I feel great, but it is not *my* greatness; it is G-d's greatness which I
have become a part of. And standing in G-d's presence is both humbling and
crushing. Although it is an exhilarating and invigorating experience -- the
one our souls truly crave above all else -- we enter G-d's presence with
the submissive sense of our own smallness and insignificance. And in our
emptiness and humility, we can truly be proud.
The Hebrew word for "honor", as used in our mishna, is "kavod". This
relates closely to the word "kavaid" or heavy. One who seeks honor is
"heavy" or full of himself. Rather than connecting himself to G-d, he
weighs himself down -- increasing the distance between himself and G-d --
attempting to fill an empty soul with a selfish sense of independent worth.
This is not possible. The soul's true worth is in that it stems from G-d
and can condition itself to reconnect with its source. If a human soul
feels its emptiness and insignificance, it can become truly great -- and
become proud of itself in the process.
This is one of the great human challenges.
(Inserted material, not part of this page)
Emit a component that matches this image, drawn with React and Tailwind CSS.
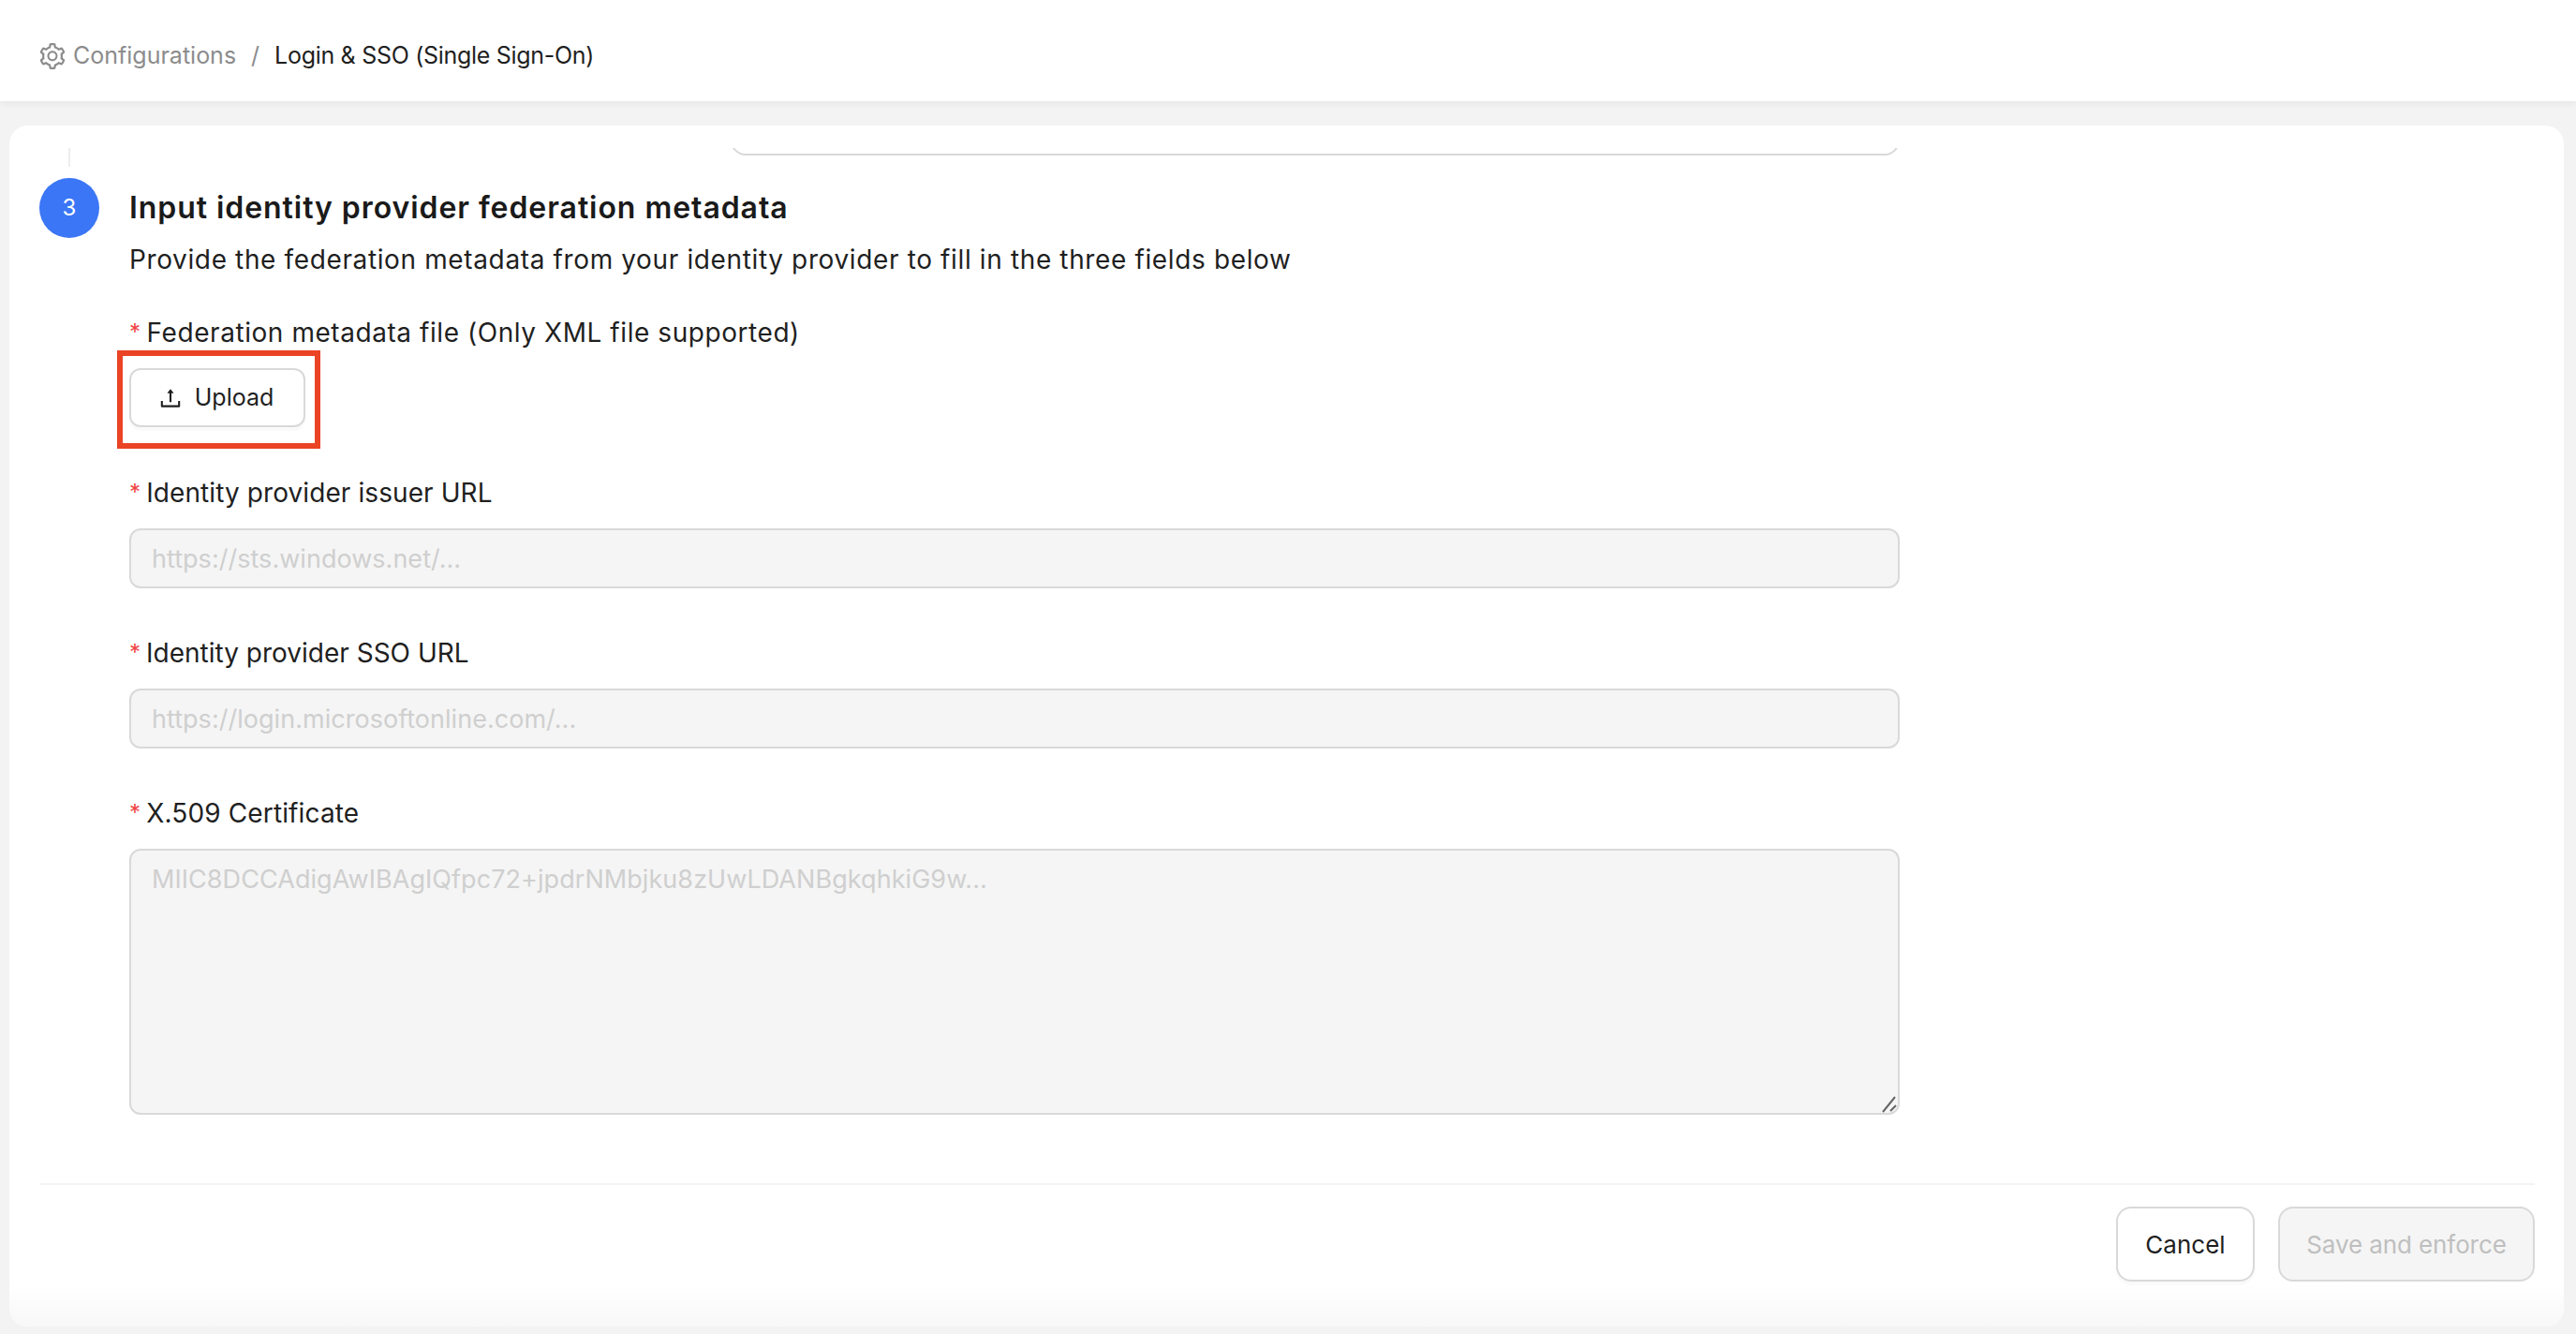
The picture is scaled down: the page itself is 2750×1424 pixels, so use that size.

There is an enormous and inborn
human drive for honor -- not so much to lord over others (though that's a
pretty darn strong one too) but just to feel we *exist*. As human beings
who want to express our existence we need to accomplish -- to feel we are
*real* people who create and make a difference in the world beyond. Yet
doing for our own sakes is selfish and pulls us away from G-d -- towards
what the Sages call idolatry. G-d instead challenges us: do it for G-d's
sake. Use your deeds to move closer to G-d, humbling and negating yourself
before His grandeur, rather than pumping up your own ego. If you do so, you
make the ultimate sacrifice -- exchanging empty pride with humility and
closeness to G-d. And by submitting and humbling yourself -- by swallowing
your pride -- you have made the greatest sacrifice achievable -- and you
have achieved eternity. And this can be your greatest source of pride.